Faz a narrativa, muito interessante, de como foi para a tropa  [, recrutado em 12 de março de 1969, em Demba Taco, regulado de Badora] e como passou as passas do Algarve, neste caso a mancarra, depois da independência da Guiné,  quando atravessou quase metade de África para chegar a Portugal [, em 15 de abril de 1999, tendo vivido ou sobrevido no Senegal (11 anos), Mali (1 ano ), Costa do Marfim (2 anos), Gana (2 meses), Burkina Faso (7 meses). etc, passando por Benin, Guiné-Conacri, de novo Guiné-Bissau, etc.  e, por fim, Portugal].

Por cá também não teve grande sorte, quer por não arranjar trabalho [estável], quer por já estar muito doente [, em 2000 esteve interno no Hospital Curry Cabral, emLisboa]. Por cá andou uns anos, voltou a ver camaradas do tempo da guerra [João Ramos, António Fernando Marques, Pina Cabral...] e sempre a tentar arranjar forma de ser reconhecido como militar do Exército Português.

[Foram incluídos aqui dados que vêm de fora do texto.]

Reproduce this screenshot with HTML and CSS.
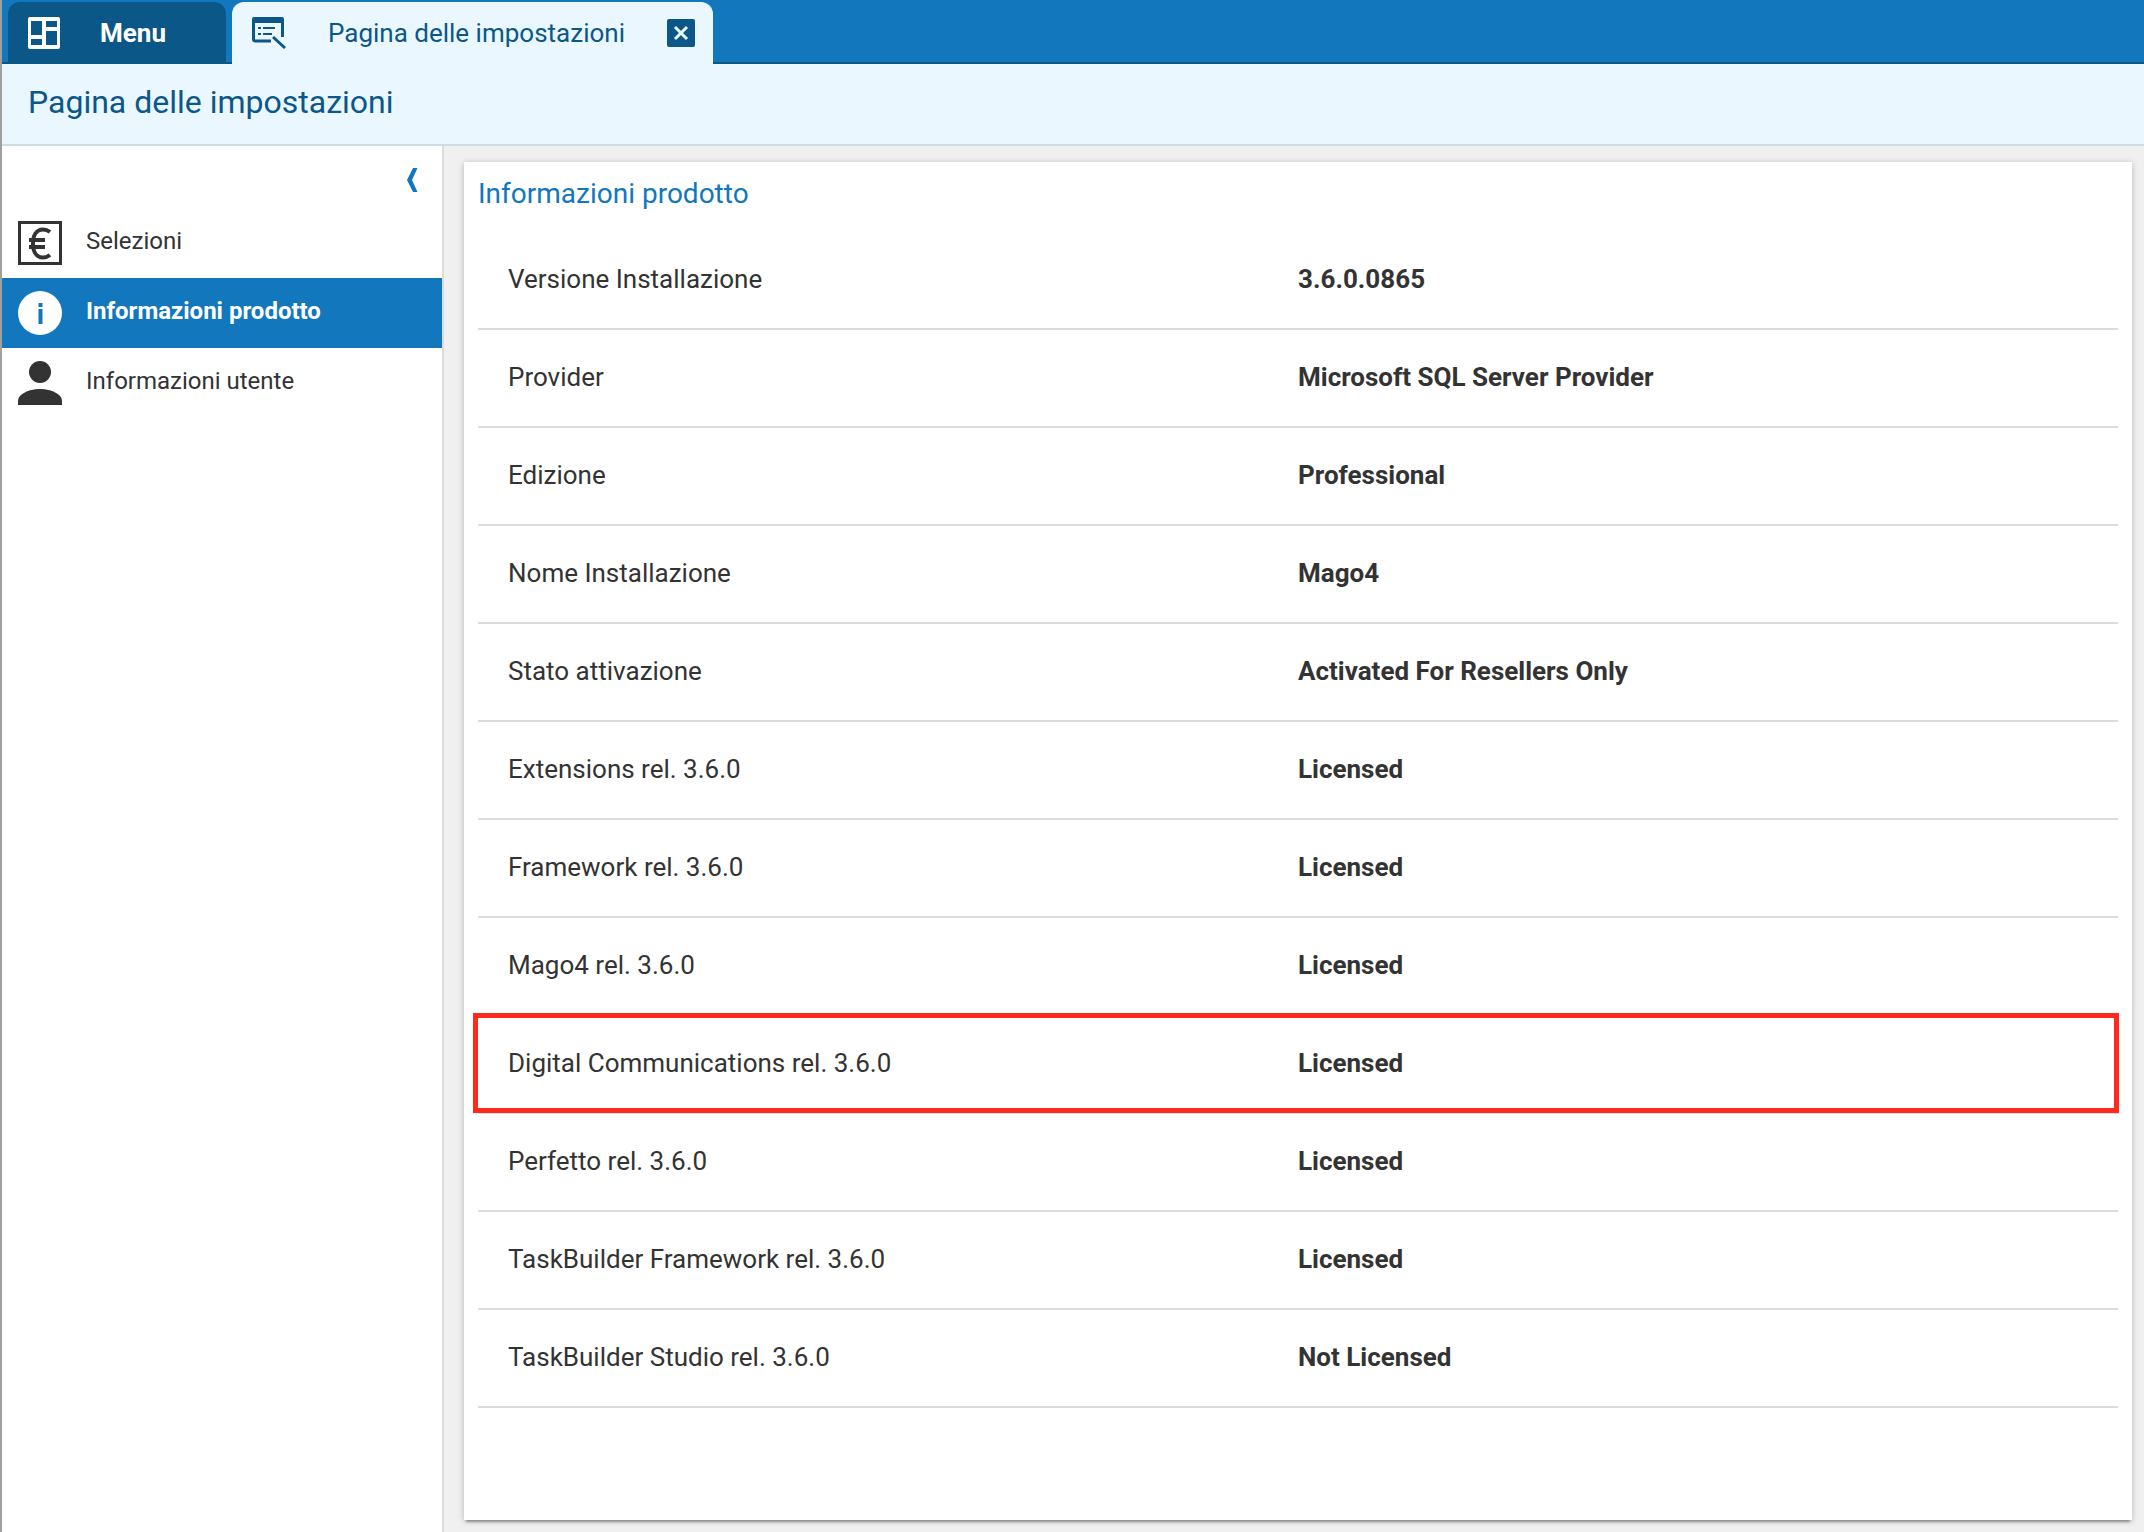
FILE: index.html
```
<!DOCTYPE html>
<html lang="it">

<head>
    <meta charset="UTF-8">
    <meta name="viewport" content="width=device-width, initial-scale=1.0">
    <title>Pagina delle impostazioni</title>
    <link rel="stylesheet" href="styles.css">
</head>

<body>
    <header class="topbar">
        <button type="button" class="tab tab-menu">
            <svg class="tab-icon" viewBox="0 0 36 36" aria-hidden="true">
                <path fill="#fff" fill-rule="evenodd" d="M4 2h28a2 2 0 0 1 2 2v28a2 2 0 0 1-2 2H4a2 2 0 0 1-2-2V4a2 2 0 0 1 2-2zM5 6v14h11V6zM20 6v6h11V6zM5 24v6h11v-6zM20 16v14h11V16z"/>
            </svg>
            <span>Menu</span>
        </button>
        <div class="tab tab-active">
            <svg class="tab-icon" viewBox="0 0 36 36" aria-hidden="true">
                <g fill="none" stroke="#0b5788" stroke-width="3">
                    <path d="M21 26H5.5a2 2 0 0 1-2-2V5M32.500 5v17"/>
                    <path d="M23 22l12 11"/>
                    <path d="M8 13h3M13 13h12M8 19h3M13 19h9" stroke-width="2"/>
                </g>
                <path fill="#0b5788" d="M4 2h28a2 2 0 0 1 2 2v4H2V4a2 2 0 0 1 2-2z"/>
            </svg>
            <span>Pagina delle impostazioni</span>
            <button type="button" class="close" aria-label="Chiudi">
                <svg viewBox="0 0 28 28" aria-hidden="true">
                    <path d="M8 8l12 12M20 8L8 20" stroke="#eaf7ff" stroke-width="3"/>
                </svg>
            </button>
        </div>
    </header>

    <div class="page-title">
        <h1>Pagina delle impostazioni</h1>
    </div>

    <div class="layout">
        <nav class="sidebar">
            <button type="button" class="collapse" aria-label="Comprimi">
                <svg viewBox="0 0 12 24" aria-hidden="true">
                    <path d="M7 0h4.5L6 12l5.500 12H7L1 12z" fill="#1277bc"/>
                </svg>
            </button>
            <a href="#" class="nav-item">
                <svg class="nav-icon" viewBox="0 0 44 44" aria-hidden="true">
                    <rect x="1.5" y="1.5" width="41" height="41" fill="none" stroke="#333" stroke-width="3"/>
                    <path d="M32 11C29.500 9 27.500 8.500 25 8.500C18.500 8.500 15 14 15 22.500S18.500 36.500 25 36.500c2.500 0 4.500-.5 7-2.500M11 19h16M11 26h16" fill="none" stroke="#333" stroke-width="4"/>
                </svg>
                <span>Selezioni</span>
            </a>
            <a href="#" class="nav-item nav-selected">
                <svg class="nav-icon" viewBox="0 0 44 44" aria-hidden="true">
                    <circle cx="22" cy="22" r="22" fill="#fff"/>
                    <path d="M20.500 12h4v4h-4zM20.500 18h4v15h-4z" fill="#1277bc"/>
                </svg>
                <span>Informazioni prodotto</span>
            </a>
            <a href="#" class="nav-item">
                <svg class="nav-icon" viewBox="0 0 44 44" aria-hidden="true">
                    <circle cx="22" cy="11" r="11" fill="#333"/>
                    <path d="M0 44v-4c0-7 11-12 22-12s22 5 22 12v4z" fill="#333"/>
                </svg>
                <span>Informazioni utente</span>
            </a>
        </nav>

        <main class="content">
            <section class="card">
                <h2>Informazioni prodotto</h2>
                <table class="info">
                    <tr><th scope="row">Versione Installazione</th><td>3.6.0.0865</td></tr>
                    <tr><th scope="row">Provider</th><td>Microsoft SQL Server Provider</td></tr>
                    <tr><th scope="row">Edizione</th><td>Professional</td></tr>
                    <tr><th scope="row">Nome Installazione</th><td>Mago4</td></tr>
                    <tr><th scope="row">Stato attivazione</th><td>Activated For Resellers Only</td></tr>
                    <tr><th scope="row">Extensions rel. 3.6.0</th><td>Licensed</td></tr>
                    <tr><th scope="row">Framework rel. 3.6.0</th><td>Licensed</td></tr>
                    <tr><th scope="row">Mago4 rel. 3.6.0</th><td>Licensed</td></tr>
                    <tr class="highlight"><th scope="row">Digital Communications rel. 3.6.0</th><td>Licensed</td></tr>
                    <tr><th scope="row">Perfetto rel. 3.6.0</th><td>Licensed</td></tr>
                    <tr><th scope="row">TaskBuilder Framework rel. 3.6.0</th><td>Licensed</td></tr>
                    <tr><th scope="row">TaskBuilder Studio rel. 3.6.0</th><td>Not Licensed</td></tr>
                </table>
            </section>
        </main>
    </div>
</body>

</html>
```

FILE: styles.css
```
* {
    box-sizing: border-box;
}

body {
    margin: 0;
    min-height: 100vh;
    display: flex;
    flex-direction: column;
    border-left: 2px solid #a0a0a0;
    font-family: Roboto, "Liberation Sans", sans-serif;
    font-size: 26px;
    color: #333333;
    background-color: #f0f0f0;
}

button {
    border: none;
    padding: 0;
    background: none;
    font: inherit;
    cursor: pointer;
}

svg {
    display: block;
}

/* top bar */
.topbar {
    display: flex;
    gap: 6px;
    height: 64px;
    padding: 2px 6px 0;
    background-color: #1277bc;
    box-shadow: inset 0 -2px #0b5788;
}

.tab {
    display: flex;
    align-items: center;
    height: 62px;
    padding: 0 18px;
    border-radius: 12px 12px 0 0;
}

.tab-icon {
    width: 36px;
    height: 36px;
}

.tab-menu {
    width: 218px;
    gap: 38px;
    background-color: #0b5788;
    color: #ffffff;
    font-weight: 700;
}

.tab-active {
    gap: 42px;
    background-color: #eaf7ff;
    color: #0b5788;
}

.close {
    width: 28px;
    height: 28px;
    border-radius: 2px;
    background-color: #0b5788;
}

/* page title */
.page-title {
    display: flex;
    align-items: center;
    height: 82px;
    padding: 0 26px 4px;
    background-color: #eaf7ff;
    border-bottom: 2px solid #cddde8;
}

h1 {
    margin: 0;
    font-size: 32px;
    font-weight: 400;
    color: #0b5788;
}

.layout {
    flex: 1;
    display: flex;
}

/* sidebar */
.sidebar {
    flex: none;
    width: 442px;
    background-color: #ffffff;
    border-right: 2px solid #dcdcdc;
}

.collapse {
    display: flex;
    align-items: center;
    justify-content: flex-end;
    width: 100%;
    height: 62px;
    padding: 6px 24px 0;
}

.collapse svg {
    width: 12px;
    height: 24px;
}

.nav-item {
    display: flex;
    align-items: center;
    gap: 24px;
    height: 70px;
    padding: 0 16px;
    font-size: 24px;
    color: inherit;
    text-decoration: none;
}

.nav-item span {
    padding-bottom: 4px;
}

.nav-icon {
    width: 44px;
    height: 44px;
}

.nav-selected {
    background-color: #1277bc;
    color: #ffffff;
    font-weight: 700;
}

/* content */
.content {
    flex: 1;
    display: flex;
    padding: 16px 12px 12px 20px;
}

.card {
    flex: 1;
    padding: 14px;
    background-color: #ffffff;
    box-shadow: 0 4px 2px -2px rgba(0, 0, 0, 0.3), 0 1px 6px rgba(0, 0, 0, 0.25);
}

h2 {
    margin: 0;
    height: 56px;
    line-height: 36px;
    font-size: 28px;
    font-weight: 400;
    color: #1277bc;
}

.info {
    width: 100%;
    border-collapse: separate;
    border-spacing: 0;
    table-layout: fixed;
}

.info th,
.info td {
    height: 98px;
    padding: 0 0 2px;
    border-bottom: 2px solid #dcdcdc;
    text-align: left;
    font-weight: 400;
}

.info th {
    width: 50%;
    padding-left: 30px;
}

.info td {
    font-weight: 700;
}

/* red frame over the whole row, both cells are equally wide */
.highlight th {
    position: relative;
}

.highlight th::before {
    content: "";
    position: absolute;
    inset: -3px calc(-100% - 1px) -1px -5px;
    border: 5px solid #ff2a1c;
}
```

Por fim e, depois, de passar por várias internamentos hospitalares tentou arranjar dinheiro para regressar à Guiné e à sua Demba Taco em Bambadinca.

Sempre concretizou o seu desejo, mas pouco tempo depois veio a morrer da grave doença que o apoquentava.aonde viria a morrer em Portugal [no  antigo Hospital do Barro, em Torres Vedras, por volta de 2007/2008, com cerca de 55 anos].

As cartas estão com as letras um pouco sumidas, pelo que para serem lidas terão de ser um pouco aumentadas para melhor leitura.